The Scotsman

Chef jailed after starting fire at housing complex

- By DAVE FINLAY newsdeskts@scotsman.com

A chef has been jailed for three and a half years after putting residents at a housing complex in danger when he started a fire following a demand for £40 for the return of his missing mobile phone.

Jason Hughes turned up at a flat at St Catherine’s Square, in Perth, with a jerrycan containing petrol and poured the fuel on to a bed and sofa before igniting it.

Occupants of the building were evacuated and firefighte­rs extinguish­ed the blaze but not before it completely destroyed the interior of the flat and caused £36,000 worth of damage.

Hughes, 36, later told police that he had gone to the flats to meet a man to pay him money to get his phone back but was told by a security guard that he did not want visitors.

He said he went to a garage and filled the can with fuel which another customer bought for him as he did not have the money to pay for it.

He said: “That’s what I’m going to do. I’m going to get petrol.

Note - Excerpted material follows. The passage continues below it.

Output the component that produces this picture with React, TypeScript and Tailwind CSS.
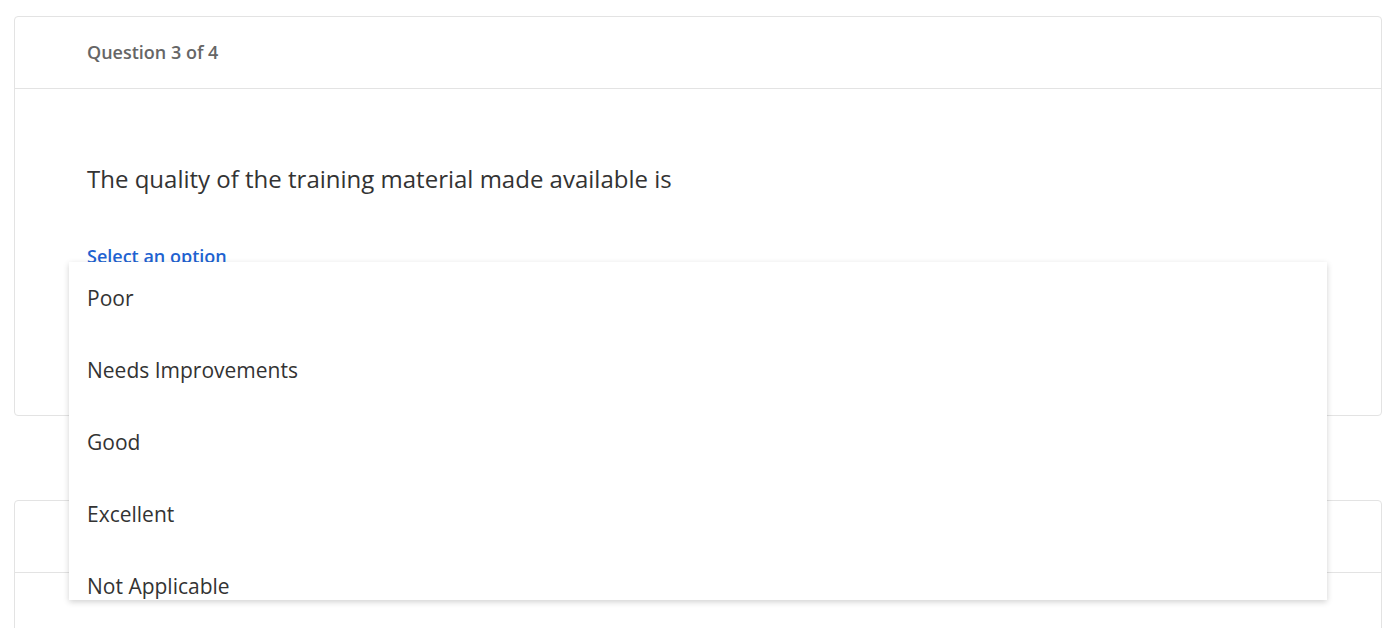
import React from 'react';

const options: string[] = ['Poor', 'Needs Improvements', 'Good', 'Excellent', 'Not Applicable'];

function QuestionCard({ label, children }: { label?: string; children?: React.ReactNode }) {
  return (
    <div className="rounded-[4px] border border-[#e3e3e3] bg-white">
      <div className="flex h-[72px] items-center border-b border-[#e3e3e3] px-[72px]">
        {label && <span className="text-[18px] font-semibold text-[#666666]">{label}</span>}
      </div>
      {children}
    </div>
  );
}

export default function App() {
  return (
    <div
      className="h-[628px] overflow-hidden bg-white pl-[14px] pr-[16px] pt-[16px]"
      style={{ fontFamily: '"Open Sans", "Noto Sans", sans-serif' }}
    >
      <QuestionCard label="Question 3 of 4">
        <div className="h-[326px] px-[72px] pt-[74px]">
          <p className="text-[24px] leading-[32px] text-[#333333]">
            The quality of the training material made available is
          </p>
          <div className="relative mt-[49px]">
            <div className="text-[18px] font-semibold leading-[24px] text-[#1f63d1]">Select an option</div>
            {/* open dropdown list */}
            <div className="absolute top-[18px] left-[-18px] right-[-18px] z-10 h-[338px] overflow-hidden bg-white shadow-[0_2px_6px_rgba(0,0,0,0.18)]">
              {options.map(o => (
                <div key={o} className="flex h-[72px] items-center px-[18px] pt-[1px] text-[21px] text-[#333333]">
                  {o}
                </div>
              ))}
            </div>
          </div>
        </div>
      </QuestionCard>

      {/* next question, header hidden behind the open list */}
      <div className="mt-[84px]">
        <QuestionCard>
          <div className="h-[200px]" />
        </QuestionCard>
      </div>
    </div>
  );
}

I’m going to go in there and I’m going to burn the flat down.”

Hughes told officers: “In my head, that would be payback for stealing my bank card, selling my phone, like a retributio­n kind of thing.”

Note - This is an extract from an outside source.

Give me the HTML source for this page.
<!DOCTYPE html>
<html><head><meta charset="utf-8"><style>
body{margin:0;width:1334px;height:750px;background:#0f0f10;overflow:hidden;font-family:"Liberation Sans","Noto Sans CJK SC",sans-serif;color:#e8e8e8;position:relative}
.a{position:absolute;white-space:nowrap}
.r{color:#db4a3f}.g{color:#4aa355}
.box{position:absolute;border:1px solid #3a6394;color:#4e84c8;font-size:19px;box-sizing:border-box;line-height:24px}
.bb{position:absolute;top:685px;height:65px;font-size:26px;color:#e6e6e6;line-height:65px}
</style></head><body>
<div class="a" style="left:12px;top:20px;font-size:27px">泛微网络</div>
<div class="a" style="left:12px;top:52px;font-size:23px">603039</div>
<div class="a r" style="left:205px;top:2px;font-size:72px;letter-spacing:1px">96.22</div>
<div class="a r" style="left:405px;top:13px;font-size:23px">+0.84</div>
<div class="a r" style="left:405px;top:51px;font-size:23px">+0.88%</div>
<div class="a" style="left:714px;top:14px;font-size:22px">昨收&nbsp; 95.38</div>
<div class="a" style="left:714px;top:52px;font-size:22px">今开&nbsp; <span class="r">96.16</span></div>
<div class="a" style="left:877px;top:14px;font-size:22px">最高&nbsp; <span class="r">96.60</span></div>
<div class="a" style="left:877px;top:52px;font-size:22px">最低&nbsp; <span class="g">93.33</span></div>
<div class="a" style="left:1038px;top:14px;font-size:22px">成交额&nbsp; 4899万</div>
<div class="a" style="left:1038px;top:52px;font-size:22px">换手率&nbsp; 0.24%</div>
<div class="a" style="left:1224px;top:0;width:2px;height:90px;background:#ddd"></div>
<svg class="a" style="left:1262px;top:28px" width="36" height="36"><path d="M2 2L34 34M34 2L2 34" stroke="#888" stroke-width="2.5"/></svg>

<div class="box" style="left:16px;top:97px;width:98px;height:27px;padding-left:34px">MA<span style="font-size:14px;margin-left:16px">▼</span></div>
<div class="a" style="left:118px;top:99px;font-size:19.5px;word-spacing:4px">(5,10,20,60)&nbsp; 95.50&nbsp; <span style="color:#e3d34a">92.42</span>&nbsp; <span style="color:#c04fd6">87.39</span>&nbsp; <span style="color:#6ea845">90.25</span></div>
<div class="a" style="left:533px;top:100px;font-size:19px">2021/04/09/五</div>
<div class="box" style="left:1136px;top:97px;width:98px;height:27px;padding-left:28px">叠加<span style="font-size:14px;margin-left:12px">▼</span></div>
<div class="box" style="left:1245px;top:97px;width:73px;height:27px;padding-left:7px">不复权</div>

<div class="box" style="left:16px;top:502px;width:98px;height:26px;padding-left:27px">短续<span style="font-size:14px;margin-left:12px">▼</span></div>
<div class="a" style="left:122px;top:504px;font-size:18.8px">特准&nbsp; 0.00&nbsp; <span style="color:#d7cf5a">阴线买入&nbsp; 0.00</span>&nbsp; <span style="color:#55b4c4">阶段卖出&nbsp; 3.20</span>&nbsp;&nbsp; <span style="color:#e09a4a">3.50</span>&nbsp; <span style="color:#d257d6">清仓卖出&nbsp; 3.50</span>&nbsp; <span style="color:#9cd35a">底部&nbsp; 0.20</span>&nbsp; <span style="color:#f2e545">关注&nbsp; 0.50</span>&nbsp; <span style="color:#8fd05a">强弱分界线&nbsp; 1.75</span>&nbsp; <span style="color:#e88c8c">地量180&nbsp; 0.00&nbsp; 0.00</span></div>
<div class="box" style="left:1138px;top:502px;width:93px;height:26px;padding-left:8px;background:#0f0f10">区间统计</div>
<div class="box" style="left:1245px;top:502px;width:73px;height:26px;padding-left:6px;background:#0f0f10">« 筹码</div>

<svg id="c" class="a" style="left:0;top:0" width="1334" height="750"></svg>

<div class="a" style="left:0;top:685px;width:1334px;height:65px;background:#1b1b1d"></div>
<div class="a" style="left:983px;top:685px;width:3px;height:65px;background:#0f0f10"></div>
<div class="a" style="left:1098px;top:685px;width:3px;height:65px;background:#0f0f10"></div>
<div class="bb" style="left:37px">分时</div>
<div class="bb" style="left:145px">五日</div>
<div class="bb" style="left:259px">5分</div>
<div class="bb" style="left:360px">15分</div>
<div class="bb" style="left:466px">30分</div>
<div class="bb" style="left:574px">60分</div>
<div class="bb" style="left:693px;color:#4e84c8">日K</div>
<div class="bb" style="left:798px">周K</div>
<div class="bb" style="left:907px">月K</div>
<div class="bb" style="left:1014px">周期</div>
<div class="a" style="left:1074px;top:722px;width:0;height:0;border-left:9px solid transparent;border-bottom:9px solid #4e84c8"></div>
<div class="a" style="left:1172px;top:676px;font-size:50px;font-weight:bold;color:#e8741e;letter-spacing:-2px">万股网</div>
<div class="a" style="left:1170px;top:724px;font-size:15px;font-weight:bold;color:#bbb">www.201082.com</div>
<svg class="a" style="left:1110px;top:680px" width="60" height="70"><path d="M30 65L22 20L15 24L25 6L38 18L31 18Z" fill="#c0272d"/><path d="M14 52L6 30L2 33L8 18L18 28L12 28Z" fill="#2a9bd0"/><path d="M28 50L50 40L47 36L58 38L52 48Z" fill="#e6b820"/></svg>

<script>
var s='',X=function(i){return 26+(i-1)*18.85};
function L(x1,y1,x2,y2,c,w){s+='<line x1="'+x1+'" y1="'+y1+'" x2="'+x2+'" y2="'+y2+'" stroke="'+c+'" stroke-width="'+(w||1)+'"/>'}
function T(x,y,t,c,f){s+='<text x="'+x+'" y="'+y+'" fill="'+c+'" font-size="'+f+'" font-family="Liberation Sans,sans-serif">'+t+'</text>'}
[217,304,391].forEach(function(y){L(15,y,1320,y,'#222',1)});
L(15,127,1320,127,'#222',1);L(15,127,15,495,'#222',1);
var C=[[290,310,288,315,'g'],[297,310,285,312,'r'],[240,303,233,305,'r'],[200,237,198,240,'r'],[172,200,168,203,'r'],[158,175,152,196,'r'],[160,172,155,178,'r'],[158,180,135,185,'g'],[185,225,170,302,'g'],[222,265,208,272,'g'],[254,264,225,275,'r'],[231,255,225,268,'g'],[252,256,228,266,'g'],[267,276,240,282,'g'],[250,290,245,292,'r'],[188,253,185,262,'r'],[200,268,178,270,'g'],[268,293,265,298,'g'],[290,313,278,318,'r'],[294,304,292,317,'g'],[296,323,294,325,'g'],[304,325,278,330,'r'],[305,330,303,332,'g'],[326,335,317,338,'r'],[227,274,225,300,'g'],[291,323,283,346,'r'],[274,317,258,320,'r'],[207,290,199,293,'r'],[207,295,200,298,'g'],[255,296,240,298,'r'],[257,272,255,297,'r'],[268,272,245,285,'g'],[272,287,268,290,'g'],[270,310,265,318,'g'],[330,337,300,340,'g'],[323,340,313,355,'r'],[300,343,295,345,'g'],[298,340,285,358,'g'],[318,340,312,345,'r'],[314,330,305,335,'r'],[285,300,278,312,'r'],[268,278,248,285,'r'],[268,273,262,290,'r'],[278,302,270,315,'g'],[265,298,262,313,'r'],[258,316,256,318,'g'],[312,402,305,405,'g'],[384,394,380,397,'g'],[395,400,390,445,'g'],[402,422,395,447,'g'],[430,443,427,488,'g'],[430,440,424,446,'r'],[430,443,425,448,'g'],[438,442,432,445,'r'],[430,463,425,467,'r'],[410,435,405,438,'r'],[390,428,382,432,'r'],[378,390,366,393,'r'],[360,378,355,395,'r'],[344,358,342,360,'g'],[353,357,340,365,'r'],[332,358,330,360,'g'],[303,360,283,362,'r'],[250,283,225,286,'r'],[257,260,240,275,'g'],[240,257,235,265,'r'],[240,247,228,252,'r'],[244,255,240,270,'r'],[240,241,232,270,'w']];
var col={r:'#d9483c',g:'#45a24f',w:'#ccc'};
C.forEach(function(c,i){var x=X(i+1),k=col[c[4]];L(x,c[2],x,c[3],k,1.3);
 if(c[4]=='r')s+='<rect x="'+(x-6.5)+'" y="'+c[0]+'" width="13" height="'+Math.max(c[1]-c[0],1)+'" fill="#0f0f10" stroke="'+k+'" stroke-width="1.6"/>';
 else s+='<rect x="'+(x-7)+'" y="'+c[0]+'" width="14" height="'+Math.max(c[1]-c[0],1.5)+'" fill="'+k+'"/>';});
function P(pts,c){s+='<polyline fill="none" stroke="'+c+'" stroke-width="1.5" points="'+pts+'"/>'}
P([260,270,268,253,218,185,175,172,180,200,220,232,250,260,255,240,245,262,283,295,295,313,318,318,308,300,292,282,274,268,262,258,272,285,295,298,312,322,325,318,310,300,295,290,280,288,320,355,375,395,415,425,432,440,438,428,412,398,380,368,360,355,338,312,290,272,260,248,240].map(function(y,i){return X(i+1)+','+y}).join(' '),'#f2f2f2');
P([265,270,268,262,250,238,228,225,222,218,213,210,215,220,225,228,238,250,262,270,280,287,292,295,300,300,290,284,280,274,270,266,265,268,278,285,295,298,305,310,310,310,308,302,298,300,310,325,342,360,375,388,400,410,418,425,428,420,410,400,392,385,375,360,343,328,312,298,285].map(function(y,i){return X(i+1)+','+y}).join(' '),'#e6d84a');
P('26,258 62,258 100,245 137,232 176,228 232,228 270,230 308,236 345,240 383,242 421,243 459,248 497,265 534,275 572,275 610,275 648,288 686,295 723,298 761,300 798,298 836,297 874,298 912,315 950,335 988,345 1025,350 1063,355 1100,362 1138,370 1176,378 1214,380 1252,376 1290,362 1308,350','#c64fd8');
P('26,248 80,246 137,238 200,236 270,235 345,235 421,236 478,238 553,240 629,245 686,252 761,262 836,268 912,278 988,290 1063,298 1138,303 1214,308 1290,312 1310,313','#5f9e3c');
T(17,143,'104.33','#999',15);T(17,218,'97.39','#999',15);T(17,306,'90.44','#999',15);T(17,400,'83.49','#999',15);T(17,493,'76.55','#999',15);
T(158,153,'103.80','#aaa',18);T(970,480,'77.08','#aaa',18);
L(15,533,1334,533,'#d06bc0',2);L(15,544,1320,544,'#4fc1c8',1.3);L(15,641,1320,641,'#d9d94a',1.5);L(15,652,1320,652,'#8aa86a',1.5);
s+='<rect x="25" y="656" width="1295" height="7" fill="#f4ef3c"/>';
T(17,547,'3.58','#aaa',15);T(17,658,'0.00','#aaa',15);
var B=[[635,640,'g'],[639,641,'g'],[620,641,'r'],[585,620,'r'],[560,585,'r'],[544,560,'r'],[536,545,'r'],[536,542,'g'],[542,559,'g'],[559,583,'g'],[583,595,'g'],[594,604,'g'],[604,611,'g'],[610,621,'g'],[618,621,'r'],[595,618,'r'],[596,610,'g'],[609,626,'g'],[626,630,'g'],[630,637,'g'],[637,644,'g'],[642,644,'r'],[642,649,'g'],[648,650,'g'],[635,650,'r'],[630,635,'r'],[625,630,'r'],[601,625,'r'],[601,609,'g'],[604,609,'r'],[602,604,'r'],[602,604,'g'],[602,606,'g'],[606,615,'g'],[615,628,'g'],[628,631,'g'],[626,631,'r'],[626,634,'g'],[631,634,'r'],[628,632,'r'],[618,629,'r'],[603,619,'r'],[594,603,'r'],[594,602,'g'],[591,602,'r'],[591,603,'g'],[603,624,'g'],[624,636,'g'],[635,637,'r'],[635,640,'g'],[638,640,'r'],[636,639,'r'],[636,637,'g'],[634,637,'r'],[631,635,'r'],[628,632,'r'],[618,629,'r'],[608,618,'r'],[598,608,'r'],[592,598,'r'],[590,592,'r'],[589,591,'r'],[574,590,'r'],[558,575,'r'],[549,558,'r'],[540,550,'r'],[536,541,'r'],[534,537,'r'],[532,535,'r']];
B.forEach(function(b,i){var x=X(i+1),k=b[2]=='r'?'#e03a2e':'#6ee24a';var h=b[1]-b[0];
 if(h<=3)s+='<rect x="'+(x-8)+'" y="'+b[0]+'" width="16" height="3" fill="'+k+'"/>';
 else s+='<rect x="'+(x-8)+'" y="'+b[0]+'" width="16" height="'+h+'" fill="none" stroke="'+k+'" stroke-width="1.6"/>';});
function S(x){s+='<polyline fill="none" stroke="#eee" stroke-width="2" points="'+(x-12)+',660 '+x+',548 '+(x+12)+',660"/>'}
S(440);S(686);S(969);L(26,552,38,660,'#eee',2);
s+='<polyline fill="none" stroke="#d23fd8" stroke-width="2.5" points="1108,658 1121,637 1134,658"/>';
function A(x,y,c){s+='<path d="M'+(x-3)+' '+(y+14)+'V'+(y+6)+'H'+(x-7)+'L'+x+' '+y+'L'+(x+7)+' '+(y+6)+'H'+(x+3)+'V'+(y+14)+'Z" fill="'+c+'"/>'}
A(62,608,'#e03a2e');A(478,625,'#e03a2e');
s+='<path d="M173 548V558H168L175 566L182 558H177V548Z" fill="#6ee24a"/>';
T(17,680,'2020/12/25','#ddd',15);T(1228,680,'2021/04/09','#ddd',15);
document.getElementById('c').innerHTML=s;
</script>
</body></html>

When he appeared at the High Court in Edinburgh earlier, Hughes, a prisoner in Perth, admitted wilfully setting fire to items at the flat on 18 November last year resulting in it being engulfed in flames and extensivel­y damaged and to the danger of occupants of St Catherine’s Square.

A judge told him: “You knew, or must have known, this was a residentia­l block and your actions presented a danger to life.”

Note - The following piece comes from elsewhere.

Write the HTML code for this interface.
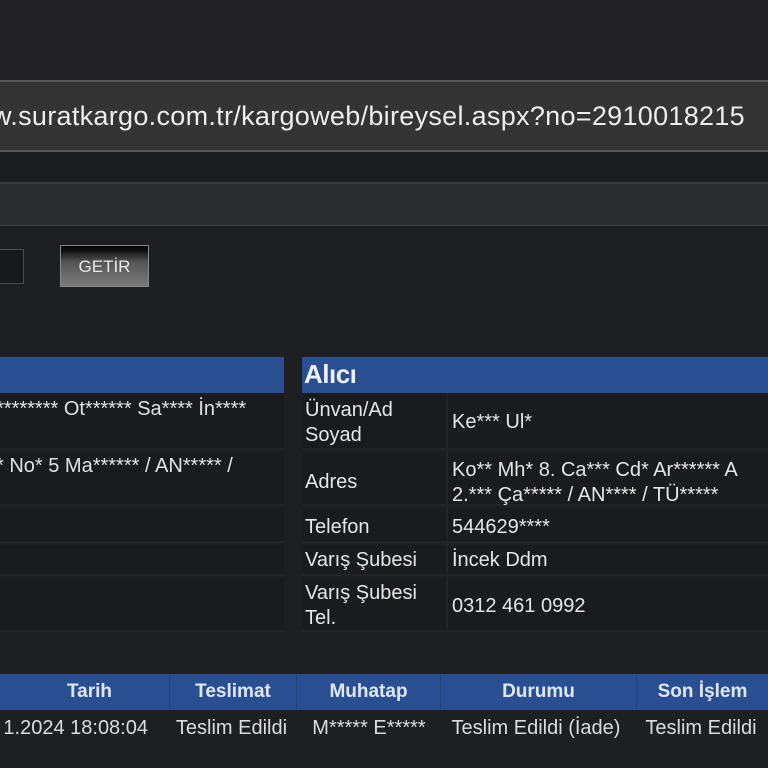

Lady Scott said she accepted that he was under stress at the time and that his history of struggling to cope was rooted in his difficult childhood.

The judge added: “I accept you have shown genuine remorse for your actions.” She told Hughes that he would have faced a five-year sentence but for his early guilty plea.

Advocate depute Michael Meehan said Hughes had rowed with his partner the previous night after she returned home to Glengarry Road, in Perth, and she asked him to leave. He went to the flat of an acquaintan­ce, Alistair Maxwell, who lived in the housing complex at St Catherine’s Square before returning home and telling her that he had lost his mobile phone and bank card.